---------- Dataset content

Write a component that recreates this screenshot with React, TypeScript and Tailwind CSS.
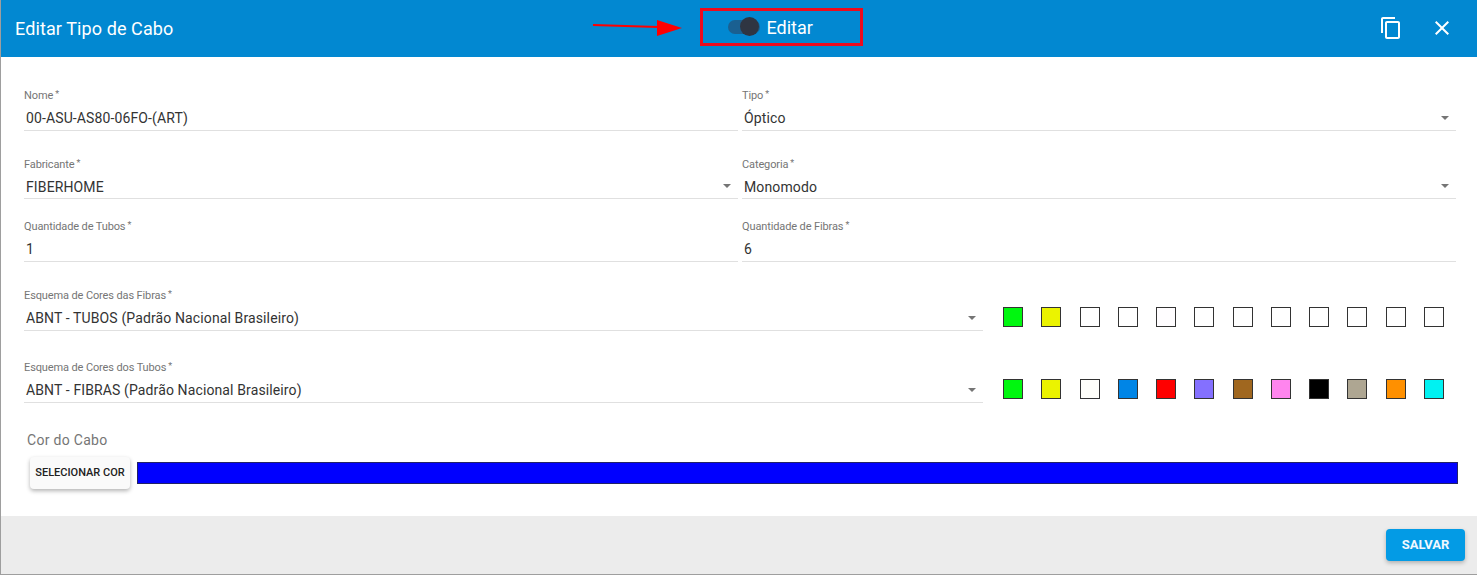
const fibras = ["#00f70f", "#ebf300", "#ffffff", "#ffffff", "#fffdff", "#ffffff", "#ffffff", "#ffffff", "#ffffff", "#ffffff", "#ffffff", "#ffffff"];
const tubos = ["#00f70f", "#ebf300", "#fffffa", "#0085e6", "#ff0000", "#8470ff", "#a0671f", "#ff85ee", "#000000", "#aea692", "#ff9000", "#00f2f2"];

function Caret() {
  return <span className="absolute right-[7px] bottom-[10px] h-0 w-0 border-x-[4px] border-t-[4px] border-x-transparent border-t-[#757575]" />;
}

function Field({ label, value, select, className }: { label: string; value: string; select?: boolean; className?: string }) {
  return (
    <div className={"relative border-b border-[#e0e0e0] " + (className ?? "")}>
      <div className="h-[13px] text-[11px] leading-[15px] tracking-[-0.12px] text-[#757575]">
        {label}
        <span className="relative -top-[2px] ml-[2px] text-[9px]">*</span>
      </div>
      <div className="mt-[8px] h-[21px] pl-[2px] text-[14px] leading-[18px] tracking-[0.12px] text-[#333333]">{value}</div>
      {select && <Caret />}
    </div>
  );
}

function Swatches({ colors }: { colors: string[] }) {
  return (
    <div className="ml-[20px] flex gap-[18.25px]">
      {colors.map((c, i) => (
        <div key={i} className="h-[20px] w-[20px] border border-[#333333]" style={{ backgroundColor: c }} />
      ))}
    </div>
  );
}

export default function App() {
  return (
    <div className="flex h-[575px] w-[1477px] flex-col overflow-hidden border-b border-l border-[#9e9e9e] bg-white font-['Roboto',sans-serif]">
      <div className="relative flex h-[57px] shrink-0 items-center bg-[#0288d1] pl-[14px] pr-[23px] text-white">
        <span className="text-[18px] tracking-[0.1px]">Editar Tipo de Cabo</span>
        <svg className="absolute left-[591px] top-[17px]" width="92" height="20" viewBox="0 0 92 20">
          <path d="M1 8 L66 10" stroke="#ff0000" strokeWidth="2" />
          <path d="M65 3 L90 11 L65 19 Z" fill="#ff0000" />
        </svg>
        <div className="absolute left-[699px] top-[8px] flex h-[38px] w-[163px] items-center border-[3px] border-[#ee0a1c] pl-[25px]">
          <div className="relative h-[14px] w-[32px] rounded-full bg-[#1a6091]">
            <div className="absolute -top-[3px] left-[12px] h-[19px] w-[19px] rounded-full bg-[#2f3542]" />
          </div>
          <span className="ml-[6.5px] text-[18px]">Editar</span>
        </div>
        <div className="mb-[1px] ml-auto flex items-center gap-[27px]">
          <svg width="24" height="24" viewBox="0 0 24 24" fill="currentColor">
            <path d="M16 1H4c-1.1 0-2 .9-2 2v14h2V3h12V1zm3 4H8c-1.1 0-2 .9-2 2v14c0 1.1.9 2 2 2h11c1.1 0 2-.9 2-2V7c0-1.1-.9-2-2-2zm0 16H8V7h11v14z" />
          </svg>
          <svg width="24" height="24" viewBox="0 0 24 24" fill="currentColor">
            <path d="M19 6.41L17.59 5 12 10.59 6.41 5 5 6.41 10.59 12 5 17.59 6.41 19 12 13.41 17.59 19 19 17.59 13.41 12z" />
          </svg>
        </div>
      </div>

      <div className="flex-1 pl-[23px] pr-[21px] pt-[31px]">
        <div className="grid grid-cols-2 gap-x-[4px]">
          <Field label="Nome" value="00-ASU-AS80-06FO-(ART)" />
          <Field label="Tipo" value="Óptico" select />
          <Field className="mt-[26px] h-[42px]" label="Fabricante" value="FIBERHOME" select />
          <Field className="mt-[26px] h-[42px]" label="Categoria" value="Monomodo" select />
          <Field className="mt-[20px]" label="Quantidade de Tubos" value="1" />
          <Field className="mt-[20px]" label="Quantidade de Fibras" value="6" />
        </div>

        <div className="mt-[26px] flex items-start">
          <Field className="w-[959px]" label="Esquema de Cores das Fibras" value="ABNT - TUBOS (Padrão Nacional Brasileiro)" select />
          <div className="pt-[19px]">
            <Swatches colors={fibras} />
          </div>
        </div>
        <div className="mt-[29px] flex items-start">
          <Field className="w-[959px]" label="Esquema de Cores dos Tubos" value="ABNT - FIBRAS (Padrão Nacional Brasileiro)" select />
          <div className="pt-[19px]">
            <Swatches colors={tubos} />
          </div>
        </div>

        <div className="mt-[28px] pl-[3px] text-[14px] leading-[18px] tracking-[0.3px] text-[#757575]">Cor do Cabo</div>
        <div className="mt-[8px] flex items-center pl-[6px]">
          <button className="h-[32px] w-[100px] rounded-[4px] bg-[#fafafa] text-center text-[11px] font-medium text-[#212121] shadow-[0_2px_4px_rgba(0,0,0,0.3)]">
            SELECIONAR COR
          </button>
          <div className="-mr-[2px] ml-[7px] h-[22px] flex-1 border border-[#222266] bg-[#0000ff]" />
        </div>
      </div>

      <div className="flex h-[58px] shrink-0 items-start justify-end bg-[#ececec] pr-[12px] pt-[13px]">
        <button className="h-[32px] w-[79px] rounded-[4px] bg-[#039be5] text-[13px] font-bold text-[#f0f8ff] shadow-[0_2px_4px_rgba(0,0,0,0.25)]">
          SALVAR
        </button>
      </div>
    </div>
  );
}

--------------------

■ **Task brief**: Please set down each line of the data above exactly as written, without the pictures.

■ **Correct answer**:
Write a component that recreates this screenshot with React, TypeScript and Tailwind CSS.
const fibras = ["#00f70f", "#ebf300", "#ffffff", "#ffffff", "#fffdff", "#ffffff", "#ffffff", "#ffffff", "#ffffff", "#ffffff", "#ffffff", "#ffffff"];
const tubos = ["#00f70f", "#ebf300", "#fffffa", "#0085e6", "#ff0000", "#8470ff", "#a0671f", "#ff85ee", "#000000", "#aea692", "#ff9000", "#00f2f2"];

function Caret() {
  return <span className="absolute right-[7px] bottom-[10px] h-0 w-0 border-x-[4px] border-t-[4px] border-x-transparent border-t-[#757575]" />;
}

function Field({ label, value, select, className }: { label: string; value: string; select?: boolean; className?: string }) {
  return (
    <div className={"relative border-b border-[#e0e0e0] " + (className ?? "")}>
      <div className="h-[13px] text-[11px] leading-[15px] tracking-[-0.12px] text-[#757575]">
        {label}
        <span className="relative -top-[2px] ml-[2px] text-[9px]">*</span>
      </div>
      <div className="mt-[8px] h-[21px] pl-[2px] text-[14px] leading-[18px] tracking-[0.12px] text-[#333333]">{value}</div>
      {select && <Caret />}
    </div>
  );
}

function Swatches({ colors }: { colors: string[] }) {
  return (
    <div className="ml-[20px] flex gap-[18.25px]">
      {colors.map((c, i) => (
        <div key={i} className="h-[20px] w-[20px] border border-[#333333]" style={{ backgroundColor: c }} />
      ))}
    </div>
  );
}

export default function App() {
  return (
    <div className="flex h-[575px] w-[1477px] flex-col overflow-hidden border-b border-l border-[#9e9e9e] bg-white font-['Roboto',sans-serif]">
      <div className="relative flex h-[57px] shrink-0 items-center bg-[#0288d1] pl-[14px] pr-[23px] text-white">
        <span className="text-[18px] tracking-[0.1px]">Editar Tipo de Cabo</span>
        <svg className="absolute left-[591px] top-[17px]" width="92" height="20" viewBox="0 0 92 20">
          <path d="M1 8 L66 10" stroke="#ff0000" strokeWidth="2" />
          <path d="M65 3 L90 11 L65 19 Z" fill="#ff0000" />
        </svg>
        <div className="absolute left-[699px] top-[8px] flex h-[38px] w-[163px] items-center border-[3px] border-[#ee0a1c] pl-[25px]">
          <div className="relative h-[14px] w-[32px] rounded-full bg-[#1a6091]">
            <div className="absolute -top-[3px] left-[12px] h-[19px] w-[19px] rounded-full bg-[#2f3542]" />
          </div>
          <span className="ml-[6.5px] text-[18px]">Editar</span>
        </div>
        <div className="mb-[1px] ml-auto flex items-center gap-[27px]">
          <svg width="24" height="24" viewBox="0 0 24 24" fill="currentColor">
            <path d="M16 1H4c-1.1 0-2 .9-2 2v14h2V3h12V1zm3 4H8c-1.1 0-2 .9-2 2v14c0 1.1.9 2 2 2h11c1.1 0 2-.9 2-2V7c0-1.1-.9-2-2-2zm0 16H8V7h11v14z" />
          </svg>
          <svg width="24" height="24" viewBox="0 0 24 24" fill="currentColor">
            <path d="M19 6.41L17.59 5 12 10.59 6.41 5 5 6.41 10.59 12 5 17.59 6.41 19 12 13.41 17.59 19 19 17.59 13.41 12z" />
          </svg>
        </div>
      </div>

      <div className="flex-1 pl-[23px] pr-[21px] pt-[31px]">
        <div className="grid grid-cols-2 gap-x-[4px]">
          <Field label="Nome" value="00-ASU-AS80-06FO-(ART)" />
          <Field label="Tipo" value="Óptico" select />
          <Field className="mt-[26px] h-[42px]" label="Fabricante" value="FIBERHOME" select />
          <Field className="mt-[26px] h-[42px]" label="Categoria" value="Monomodo" select />
          <Field className="mt-[20px]" label="Quantidade de Tubos" value="1" />
          <Field className="mt-[20px]" label="Quantidade de Fibras" value="6" />
        </div>

        <div className="mt-[26px] flex items-start">
          <Field className="w-[959px]" label="Esquema de Cores das Fibras" value="ABNT - TUBOS (Padrão Nacional Brasileiro)" select />
          <div className="pt-[19px]">
            <Swatches colors={fibras} />
          </div>
        </div>
        <div className="mt-[29px] flex items-start">
          <Field className="w-[959px]" label="Esquema de Cores dos Tubos" value="ABNT - FIBRAS (Padrão Nacional Brasileiro)" select />
          <div className="pt-[19px]">
            <Swatches colors={tubos} />
          </div>
        </div>

        <div className="mt-[28px] pl-[3px] text-[14px] leading-[18px] tracking-[0.3px] text-[#757575]">Cor do Cabo</div>
        <div className="mt-[8px] flex items-center pl-[6px]">
          <button className="h-[32px] w-[100px] rounded-[4px] bg-[#fafafa] text-center text-[11px] font-medium text-[#212121] shadow-[0_2px_4px_rgba(0,0,0,0.3)]">
            SELECIONAR COR
          </button>
          <div className="-mr-[2px] ml-[7px] h-[22px] flex-1 border border-[#222266] bg-[#0000ff]" />
        </div>
      </div>

      <div className="flex h-[58px] shrink-0 items-start justify-end bg-[#ececec] pr-[12px] pt-[13px]">
        <button className="h-[32px] w-[79px] rounded-[4px] bg-[#039be5] text-[13px] font-bold text-[#f0f8ff] shadow-[0_2px_4px_rgba(0,0,0,0.25)]">
          SALVAR
        </button>
      </div>
    </div>
  );
}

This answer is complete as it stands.